§ WHAT THE TASK REQUIRES
Produce an exact transcription of the listing below, omitting the pictures.

§ DATA

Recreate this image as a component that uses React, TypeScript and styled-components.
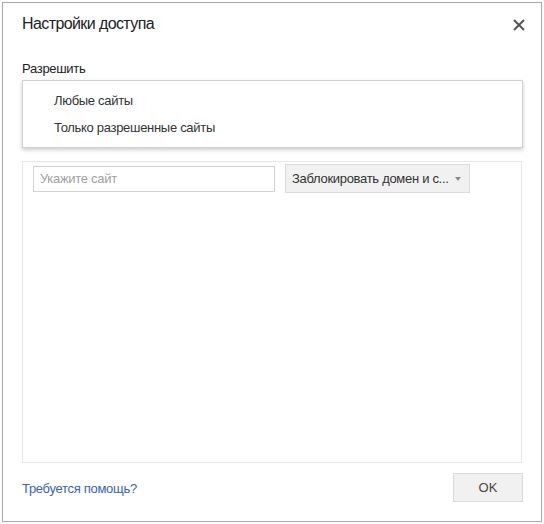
import React from "react";
import styled, { createGlobalStyle } from "styled-components";

const Global = createGlobalStyle`
  html, body { margin: 0; padding: 0; background: #ffffff; }
  body { font-family: "Liberation Sans", Arial, sans-serif; letter-spacing: -0.3px; }
  * { box-sizing: border-box; }
`;

const Dialog = styled.div`
  margin: 2px;
  width: 540px;
  height: 520px;
  border: 1px solid #a9a9a9;
  background: #fff;
  display: flex;
  flex-direction: column;
  padding: 0 19px 19px 19px;
`;

const Header = styled.div`
  display: flex;
  align-items: center;
  justify-content: space-between;
  padding-top: 11px;
  height: 31px;
`;

const Title = styled.h1`
  margin: 0;
  font-size: 16px;
  line-height: 20px;
  font-weight: normal;
  letter-spacing: -0.6px;
  color: #222;
`;

const CloseButton = styled.button`
  border: 0;
  background: none;
  padding: 0;
  width: 12px;
  height: 12px;
  margin-right: -3px;
  margin-top: 2px;
  display: flex;
  cursor: pointer;
`;

const Label = styled.div`
  margin-top: 27px;
  font-size: 13px;
  line-height: 16px;
  color: #222;
`;

const FieldArea = styled.div`
  position: relative;
  margin-top: 3px;
  height: 81px;
`;

const Menu = styled.ul`
  position: absolute;
  top: 0;
  left: 0;
  right: -1px;
  margin: 0;
  padding: 6px 0;
  list-style: none;
  background: #fff;
  border: 1px solid #d0d0d0;
  box-shadow: 0 2px 4px rgba(0, 0, 0, 0.2);
  z-index: 2;
`;

const MenuItem = styled.li`
  height: 27px;
  line-height: 27px;
  padding-left: 31px;
  font-size: 13px;
  color: #333;
`;

const ListBox = styled.div`
  flex: 1;
  border: 1px solid #e6e6e6;
  padding: 2px 10px;
`;

const EntryRow = styled.div`
  display: flex;
  align-items: center;
  gap: 10px;
`;

const SiteInput = styled.input`
  width: 242px;
  height: 26px;
  border: 1px solid #d2d2d2;
  padding: 0 6px;
  font-family: "Liberation Sans", Arial, sans-serif;
  letter-spacing: -0.3px;
  font-size: 13px;
  color: #333;
  outline: none;
  &::placeholder { color: #a0a0a0; }
`;

const ActionSelect = styled.div`
  width: 185px;
  height: 29px;
  border: 1px solid #dcdcdc;
  background: #f1f1f1;
  display: flex;
  align-items: center;
  justify-content: space-between;
  padding: 0 8px 0 6px;
  font-size: 13px;
  color: #333;
  white-space: nowrap;
`;

const Arrow = styled.span`
  width: 0;
  height: 0;
  border-left: 3.5px solid transparent;
  border-right: 3.5px solid transparent;
  border-top: 4px solid #8a8a8a;
`;

const Footer = styled.div`
  margin-top: 10px;
  height: 29px;
  display: flex;
  align-items: center;
  justify-content: space-between;
`;

const HelpLink = styled.a`
  font-size: 13px;
  color: #3b63b5;
  text-decoration: none;
  margin-top: 2px;
`;

const OkButton = styled.button`
  width: 70px;
  height: 29px;
  border: 1px solid #dadada;
  background: #f1f1f1;
  font-family: "Liberation Sans", Arial, sans-serif;
  font-size: 13px;
  color: #444;
  margin-right: -1px;
`;

export default function App() {
  return (
    <>
      <Global />
      <Dialog>
        <Header>
          <Title>Настройки доступа</Title>
          <CloseButton aria-label="Закрыть">
            <svg width="12" height="12" viewBox="0 0 12 12">
              <path d="M1 1 L11 11 M11 1 L1 11" stroke="#555" strokeWidth="2" />
            </svg>
          </CloseButton>
        </Header>
        <Label>Разрешить</Label>
        <FieldArea>
          <Menu>
            <MenuItem>Любые сайты</MenuItem>
            <MenuItem>Только разрешенные сайты</MenuItem>
          </Menu>
        </FieldArea>
        <ListBox>
          <EntryRow>
            <SiteInput placeholder="Укажите сайт" />
            <ActionSelect>
              <span>Заблокировать домен и с...</span>
              <Arrow />
            </ActionSelect>
          </EntryRow>
        </ListBox>
        <Footer>
          <HelpLink href="#">Требуется помощь?</HelpLink>
          <OkButton>OK</OkButton>
        </Footer>
      </Dialog>
    </>
  );
}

§ FINAL RESULT
Recreate this image as a component that uses React, TypeScript and styled-components.
import React from "react";
import styled, { createGlobalStyle } from "styled-components";

const Global = createGlobalStyle`
  html, body { margin: 0; padding: 0; background: #ffffff; }
  body { font-family: "Liberation Sans", Arial, sans-serif; letter-spacing: -0.3px; }
  * { box-sizing: border-box; }
`;

const Dialog = styled.div`
  margin: 2px;
  width: 540px;
  height: 520px;
  border: 1px solid #a9a9a9;
  background: #fff;
  display: flex;
  flex-direction: column;
  padding: 0 19px 19px 19px;
`;

const Header = styled.div`
  display: flex;
  align-items: center;
  justify-content: space-between;
  padding-top: 11px;
  height: 31px;
`;

const Title = styled.h1`
  margin: 0;
  font-size: 16px;
  line-height: 20px;
  font-weight: normal;
  letter-spacing: -0.6px;
  color: #222;
`;

const CloseButton = styled.button`
  border: 0;
  background: none;
  padding: 0;
  width: 12px;
  height: 12px;
  margin-right: -3px;
  margin-top: 2px;
  display: flex;
  cursor: pointer;
`;

const Label = styled.div`
  margin-top: 27px;
  font-size: 13px;
  line-height: 16px;
  color: #222;
`;

const FieldArea = styled.div`
  position: relative;
  margin-top: 3px;
  height: 81px;
`;

const Menu = styled.ul`
  position: absolute;
  top: 0;
  left: 0;
  right: -1px;
  margin: 0;
  padding: 6px 0;
  list-style: none;
  background: #fff;
  border: 1px solid #d0d0d0;
  box-shadow: 0 2px 4px rgba(0, 0, 0, 0.2);
  z-index: 2;
`;

const MenuItem = styled.li`
  height: 27px;
  line-height: 27px;
  padding-left: 31px;
  font-size: 13px;
  color: #333;
`;

const ListBox = styled.div`
  flex: 1;
  border: 1px solid #e6e6e6;
  padding: 2px 10px;
`;

const EntryRow = styled.div`
  display: flex;
  align-items: center;
  gap: 10px;
`;

const SiteInput = styled.input`
  width: 242px;
  height: 26px;
  border: 1px solid #d2d2d2;
  padding: 0 6px;
  font-family: "Liberation Sans", Arial, sans-serif;
  letter-spacing: -0.3px;
  font-size: 13px;
  color: #333;
  outline: none;
  &::placeholder { color: #a0a0a0; }
`;

const ActionSelect = styled.div`
  width: 185px;
  height: 29px;
  border: 1px solid #dcdcdc;
  background: #f1f1f1;
  display: flex;
  align-items: center;
  justify-content: space-between;
  padding: 0 8px 0 6px;
  font-size: 13px;
  color: #333;
  white-space: nowrap;
`;

const Arrow = styled.span`
  width: 0;
  height: 0;
  border-left: 3.5px solid transparent;
  border-right: 3.5px solid transparent;
  border-top: 4px solid #8a8a8a;
`;

const Footer = styled.div`
  margin-top: 10px;
  height: 29px;
  display: flex;
  align-items: center;
  justify-content: space-between;
`;

const HelpLink = styled.a`
  font-size: 13px;
  color: #3b63b5;
  text-decoration: none;
  margin-top: 2px;
`;

const OkButton = styled.button`
  width: 70px;
  height: 29px;
  border: 1px solid #dadada;
  background: #f1f1f1;
  font-family: "Liberation Sans", Arial, sans-serif;
  font-size: 13px;
  color: #444;
  margin-right: -1px;
`;

export default function App() {
  return (
    <>
      <Global />
      <Dialog>
        <Header>
          <Title>Настройки доступа</Title>
          <CloseButton aria-label="Закрыть">
            <svg width="12" height="12" viewBox="0 0 12 12">
              <path d="M1 1 L11 11 M11 1 L1 11" stroke="#555" strokeWidth="2" />
            </svg>
          </CloseButton>
        </Header>
        <Label>Разрешить</Label>
        <FieldArea>
          <Menu>
            <MenuItem>Любые сайты</MenuItem>
            <MenuItem>Только разрешенные сайты</MenuItem>
          </Menu>
        </FieldArea>
        <ListBox>
          <EntryRow>
            <SiteInput placeholder="Укажите сайт" />
            <ActionSelect>
              <span>Заблокировать домен и с...</span>
              <Arrow />
            </ActionSelect>
          </EntryRow>
        </ListBox>
        <Footer>
          <HelpLink href="#">Требуется помощь?</HelpLink>
          <OkButton>OK</OkButton>
        </Footer>
      </Dialog>
    </>
  );
}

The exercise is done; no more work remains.